▶ [Task to complete]
Every record should be written out exactly, please.

▶ [Task material]
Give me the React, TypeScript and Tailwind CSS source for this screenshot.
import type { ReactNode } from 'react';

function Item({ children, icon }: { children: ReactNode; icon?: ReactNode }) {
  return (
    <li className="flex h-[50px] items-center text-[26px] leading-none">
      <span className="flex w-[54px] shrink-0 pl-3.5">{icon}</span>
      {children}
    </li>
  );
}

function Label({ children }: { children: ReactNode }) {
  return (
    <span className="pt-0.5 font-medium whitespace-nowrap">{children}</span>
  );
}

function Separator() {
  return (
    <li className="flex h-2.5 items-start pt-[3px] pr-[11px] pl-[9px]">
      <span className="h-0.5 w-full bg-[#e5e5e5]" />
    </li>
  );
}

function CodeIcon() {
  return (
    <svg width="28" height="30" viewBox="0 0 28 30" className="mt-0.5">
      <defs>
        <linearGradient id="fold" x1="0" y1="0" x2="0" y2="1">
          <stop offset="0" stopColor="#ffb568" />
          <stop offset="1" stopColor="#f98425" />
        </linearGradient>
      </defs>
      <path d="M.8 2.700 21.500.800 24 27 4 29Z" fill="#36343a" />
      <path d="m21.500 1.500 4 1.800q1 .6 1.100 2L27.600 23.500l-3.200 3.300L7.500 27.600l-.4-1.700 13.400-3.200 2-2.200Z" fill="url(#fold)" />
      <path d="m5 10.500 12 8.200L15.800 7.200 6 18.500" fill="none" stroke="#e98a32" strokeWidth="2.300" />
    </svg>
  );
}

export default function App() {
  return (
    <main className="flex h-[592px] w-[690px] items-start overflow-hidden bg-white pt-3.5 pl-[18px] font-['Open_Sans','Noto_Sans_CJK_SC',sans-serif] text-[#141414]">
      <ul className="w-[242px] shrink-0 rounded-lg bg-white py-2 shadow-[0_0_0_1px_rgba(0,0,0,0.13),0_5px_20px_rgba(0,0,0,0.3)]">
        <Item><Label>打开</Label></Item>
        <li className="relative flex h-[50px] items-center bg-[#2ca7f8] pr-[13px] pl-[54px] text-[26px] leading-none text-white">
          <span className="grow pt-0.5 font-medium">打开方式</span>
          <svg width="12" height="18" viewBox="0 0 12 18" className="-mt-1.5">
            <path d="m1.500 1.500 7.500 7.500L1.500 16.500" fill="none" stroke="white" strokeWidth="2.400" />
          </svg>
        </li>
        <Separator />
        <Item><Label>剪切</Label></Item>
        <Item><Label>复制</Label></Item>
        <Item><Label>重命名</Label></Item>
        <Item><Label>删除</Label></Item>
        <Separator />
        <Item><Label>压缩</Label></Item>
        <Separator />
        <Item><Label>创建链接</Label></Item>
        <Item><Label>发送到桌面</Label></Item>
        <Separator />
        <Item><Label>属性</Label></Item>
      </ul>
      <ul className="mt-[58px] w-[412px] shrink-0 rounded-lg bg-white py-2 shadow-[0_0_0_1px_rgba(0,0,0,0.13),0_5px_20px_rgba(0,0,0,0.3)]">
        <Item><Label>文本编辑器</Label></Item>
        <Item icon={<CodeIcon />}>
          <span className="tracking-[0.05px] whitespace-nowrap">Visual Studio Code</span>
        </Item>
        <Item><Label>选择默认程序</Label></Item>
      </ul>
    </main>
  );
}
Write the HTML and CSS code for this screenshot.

▶ [Right answer]
Give me the React, TypeScript and Tailwind CSS source for this screenshot.
import type { ReactNode } from 'react';

function Item({ children, icon }: { children: ReactNode; icon?: ReactNode }) {
  return (
    <li className="flex h-[50px] items-center text-[26px] leading-none">
      <span className="flex w-[54px] shrink-0 pl-3.5">{icon}</span>
      {children}
    </li>
  );
}

function Label({ children }: { children: ReactNode }) {
  return (
    <span className="pt-0.5 font-medium whitespace-nowrap">{children}</span>
  );
}

function Separator() {
  return (
    <li className="flex h-2.5 items-start pt-[3px] pr-[11px] pl-[9px]">
      <span className="h-0.5 w-full bg-[#e5e5e5]" />
    </li>
  );
}

function CodeIcon() {
  return (
    <svg width="28" height="30" viewBox="0 0 28 30" className="mt-0.5">
      <defs>
        <linearGradient id="fold" x1="0" y1="0" x2="0" y2="1">
          <stop offset="0" stopColor="#ffb568" />
          <stop offset="1" stopColor="#f98425" />
        </linearGradient>
      </defs>
      <path d="M.8 2.700 21.500.800 24 27 4 29Z" fill="#36343a" />
      <path d="m21.500 1.500 4 1.800q1 .6 1.100 2L27.600 23.500l-3.200 3.300L7.500 27.600l-.4-1.700 13.400-3.200 2-2.200Z" fill="url(#fold)" />
      <path d="m5 10.500 12 8.200L15.800 7.200 6 18.500" fill="none" stroke="#e98a32" strokeWidth="2.300" />
    </svg>
  );
}

export default function App() {
  return (
    <main className="flex h-[592px] w-[690px] items-start overflow-hidden bg-white pt-3.5 pl-[18px] font-['Open_Sans','Noto_Sans_CJK_SC',sans-serif] text-[#141414]">
      <ul className="w-[242px] shrink-0 rounded-lg bg-white py-2 shadow-[0_0_0_1px_rgba(0,0,0,0.13),0_5px_20px_rgba(0,0,0,0.3)]">
        <Item><Label>打开</Label></Item>
        <li className="relative flex h-[50px] items-center bg-[#2ca7f8] pr-[13px] pl-[54px] text-[26px] leading-none text-white">
          <span className="grow pt-0.5 font-medium">打开方式</span>
          <svg width="12" height="18" viewBox="0 0 12 18" className="-mt-1.5">
            <path d="m1.500 1.500 7.500 7.500L1.500 16.500" fill="none" stroke="white" strokeWidth="2.400" />
          </svg>
        </li>
        <Separator />
        <Item><Label>剪切</Label></Item>
        <Item><Label>复制</Label></Item>
        <Item><Label>重命名</Label></Item>
        <Item><Label>删除</Label></Item>
        <Separator />
        <Item><Label>压缩</Label></Item>
        <Separator />
        <Item><Label>创建链接</Label></Item>
        <Item><Label>发送到桌面</Label></Item>
        <Separator />
        <Item><Label>属性</Label></Item>
      </ul>
      <ul className="mt-[58px] w-[412px] shrink-0 rounded-lg bg-white py-2 shadow-[0_0_0_1px_rgba(0,0,0,0.13),0_5px_20px_rgba(0,0,0,0.3)]">
        <Item><Label>文本编辑器</Label></Item>
        <Item icon={<CodeIcon />}>
          <span className="tracking-[0.05px] whitespace-nowrap">Visual Studio Code</span>
        </Item>
        <Item><Label>选择默认程序</Label></Item>
      </ul>
    </main>
  );
}
Write the HTML and CSS code for this screenshot.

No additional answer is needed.